### Directions
Would you quote the material below in full and unchanged?

### Supplied information
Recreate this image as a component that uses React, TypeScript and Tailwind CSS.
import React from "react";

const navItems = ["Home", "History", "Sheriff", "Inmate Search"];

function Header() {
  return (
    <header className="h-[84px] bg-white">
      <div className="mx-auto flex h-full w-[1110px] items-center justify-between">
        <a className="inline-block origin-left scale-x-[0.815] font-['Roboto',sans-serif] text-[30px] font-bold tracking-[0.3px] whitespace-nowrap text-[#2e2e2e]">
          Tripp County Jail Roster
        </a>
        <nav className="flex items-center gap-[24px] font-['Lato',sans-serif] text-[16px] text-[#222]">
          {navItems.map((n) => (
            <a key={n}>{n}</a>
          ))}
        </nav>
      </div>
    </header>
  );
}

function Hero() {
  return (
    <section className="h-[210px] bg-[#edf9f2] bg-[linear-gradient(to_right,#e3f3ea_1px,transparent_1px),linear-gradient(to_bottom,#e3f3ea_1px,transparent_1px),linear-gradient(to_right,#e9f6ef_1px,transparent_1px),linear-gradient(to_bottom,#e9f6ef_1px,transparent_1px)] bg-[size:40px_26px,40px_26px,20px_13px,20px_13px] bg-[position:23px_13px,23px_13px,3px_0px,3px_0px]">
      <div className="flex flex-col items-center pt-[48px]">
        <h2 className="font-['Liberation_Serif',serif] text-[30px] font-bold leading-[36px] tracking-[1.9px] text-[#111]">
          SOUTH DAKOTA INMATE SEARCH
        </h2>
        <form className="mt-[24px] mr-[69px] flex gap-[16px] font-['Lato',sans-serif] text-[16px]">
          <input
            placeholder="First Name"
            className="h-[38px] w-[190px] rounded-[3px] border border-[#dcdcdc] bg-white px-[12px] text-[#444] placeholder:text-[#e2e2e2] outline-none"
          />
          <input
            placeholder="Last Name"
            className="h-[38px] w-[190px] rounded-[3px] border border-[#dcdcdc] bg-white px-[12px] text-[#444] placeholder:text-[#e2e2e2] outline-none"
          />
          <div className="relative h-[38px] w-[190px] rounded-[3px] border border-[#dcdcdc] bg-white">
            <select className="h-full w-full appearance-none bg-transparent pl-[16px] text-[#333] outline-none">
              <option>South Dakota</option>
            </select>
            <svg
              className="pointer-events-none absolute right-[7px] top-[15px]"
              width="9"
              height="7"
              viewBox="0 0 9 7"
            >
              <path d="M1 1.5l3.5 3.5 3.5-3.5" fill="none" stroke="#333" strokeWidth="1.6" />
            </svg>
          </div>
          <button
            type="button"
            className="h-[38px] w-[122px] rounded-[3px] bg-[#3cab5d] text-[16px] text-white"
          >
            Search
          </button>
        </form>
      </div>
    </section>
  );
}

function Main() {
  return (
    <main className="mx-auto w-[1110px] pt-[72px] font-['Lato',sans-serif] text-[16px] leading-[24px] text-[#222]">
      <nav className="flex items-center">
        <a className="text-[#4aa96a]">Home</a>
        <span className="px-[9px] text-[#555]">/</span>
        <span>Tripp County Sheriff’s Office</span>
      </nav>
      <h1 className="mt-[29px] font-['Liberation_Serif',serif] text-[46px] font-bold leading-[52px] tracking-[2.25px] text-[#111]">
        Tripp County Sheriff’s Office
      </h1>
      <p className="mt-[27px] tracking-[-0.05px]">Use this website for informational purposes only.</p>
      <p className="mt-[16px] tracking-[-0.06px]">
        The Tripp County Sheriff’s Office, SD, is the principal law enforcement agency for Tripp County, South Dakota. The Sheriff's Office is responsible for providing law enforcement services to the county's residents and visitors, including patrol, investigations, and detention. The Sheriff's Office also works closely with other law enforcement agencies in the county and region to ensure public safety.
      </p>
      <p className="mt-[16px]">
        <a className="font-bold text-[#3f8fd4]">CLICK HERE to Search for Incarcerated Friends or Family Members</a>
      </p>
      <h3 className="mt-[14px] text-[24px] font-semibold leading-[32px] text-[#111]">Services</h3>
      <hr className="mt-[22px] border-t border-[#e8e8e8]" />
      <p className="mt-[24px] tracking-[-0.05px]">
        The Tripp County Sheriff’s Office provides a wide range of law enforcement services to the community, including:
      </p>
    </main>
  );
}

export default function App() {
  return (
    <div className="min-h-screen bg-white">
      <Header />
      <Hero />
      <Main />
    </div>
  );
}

### Reply
Recreate this image as a component that uses React, TypeScript and Tailwind CSS.
import React from "react";

const navItems = ["Home", "History", "Sheriff", "Inmate Search"];

function Header() {
  return (
    <header className="h-[84px] bg-white">
      <div className="mx-auto flex h-full w-[1110px] items-center justify-between">
        <a className="inline-block origin-left scale-x-[0.815] font-['Roboto',sans-serif] text-[30px] font-bold tracking-[0.3px] whitespace-nowrap text-[#2e2e2e]">
          Tripp County Jail Roster
        </a>
        <nav className="flex items-center gap-[24px] font-['Lato',sans-serif] text-[16px] text-[#222]">
          {navItems.map((n) => (
            <a key={n}>{n}</a>
          ))}
        </nav>
      </div>
    </header>
  );
}

function Hero() {
  return (
    <section className="h-[210px] bg-[#edf9f2] bg-[linear-gradient(to_right,#e3f3ea_1px,transparent_1px),linear-gradient(to_bottom,#e3f3ea_1px,transparent_1px),linear-gradient(to_right,#e9f6ef_1px,transparent_1px),linear-gradient(to_bottom,#e9f6ef_1px,transparent_1px)] bg-[size:40px_26px,40px_26px,20px_13px,20px_13px] bg-[position:23px_13px,23px_13px,3px_0px,3px_0px]">
      <div className="flex flex-col items-center pt-[48px]">
        <h2 className="font-['Liberation_Serif',serif] text-[30px] font-bold leading-[36px] tracking-[1.9px] text-[#111]">
          SOUTH DAKOTA INMATE SEARCH
        </h2>
        <form className="mt-[24px] mr-[69px] flex gap-[16px] font-['Lato',sans-serif] text-[16px]">
          <input
            placeholder="First Name"
            className="h-[38px] w-[190px] rounded-[3px] border border-[#dcdcdc] bg-white px-[12px] text-[#444] placeholder:text-[#e2e2e2] outline-none"
          />
          <input
            placeholder="Last Name"
            className="h-[38px] w-[190px] rounded-[3px] border border-[#dcdcdc] bg-white px-[12px] text-[#444] placeholder:text-[#e2e2e2] outline-none"
          />
          <div className="relative h-[38px] w-[190px] rounded-[3px] border border-[#dcdcdc] bg-white">
            <select className="h-full w-full appearance-none bg-transparent pl-[16px] text-[#333] outline-none">
              <option>South Dakota</option>
            </select>
            <svg
              className="pointer-events-none absolute right-[7px] top-[15px]"
              width="9"
              height="7"
              viewBox="0 0 9 7"
            >
              <path d="M1 1.5l3.5 3.5 3.5-3.5" fill="none" stroke="#333" strokeWidth="1.6" />
            </svg>
          </div>
          <button
            type="button"
            className="h-[38px] w-[122px] rounded-[3px] bg-[#3cab5d] text-[16px] text-white"
          >
            Search
          </button>
        </form>
      </div>
    </section>
  );
}

function Main() {
  return (
    <main className="mx-auto w-[1110px] pt-[72px] font-['Lato',sans-serif] text-[16px] leading-[24px] text-[#222]">
      <nav className="flex items-center">
        <a className="text-[#4aa96a]">Home</a>
        <span className="px-[9px] text-[#555]">/</span>
        <span>Tripp County Sheriff’s Office</span>
      </nav>
      <h1 className="mt-[29px] font-['Liberation_Serif',serif] text-[46px] font-bold leading-[52px] tracking-[2.25px] text-[#111]">
        Tripp County Sheriff’s Office
      </h1>
      <p className="mt-[27px] tracking-[-0.05px]">Use this website for informational purposes only.</p>
      <p className="mt-[16px] tracking-[-0.06px]">
        The Tripp County Sheriff’s Office, SD, is the principal law enforcement agency for Tripp County, South Dakota. The Sheriff's Office is responsible for providing law enforcement services to the county's residents and visitors, including patrol, investigations, and detention. The Sheriff's Office also works closely with other law enforcement agencies in the county and region to ensure public safety.
      </p>
      <p className="mt-[16px]">
        <a className="font-bold text-[#3f8fd4]">CLICK HERE to Search for Incarcerated Friends or Family Members</a>
      </p>
      <h3 className="mt-[14px] text-[24px] font-semibold leading-[32px] text-[#111]">Services</h3>
      <hr className="mt-[22px] border-t border-[#e8e8e8]" />
      <p className="mt-[24px] tracking-[-0.05px]">
        The Tripp County Sheriff’s Office provides a wide range of law enforcement services to the community, including:
      </p>
    </main>
  );
}

export default function App() {
  return (
    <div className="min-h-screen bg-white">
      <Header />
      <Hero />
      <Main />
    </div>
  );
}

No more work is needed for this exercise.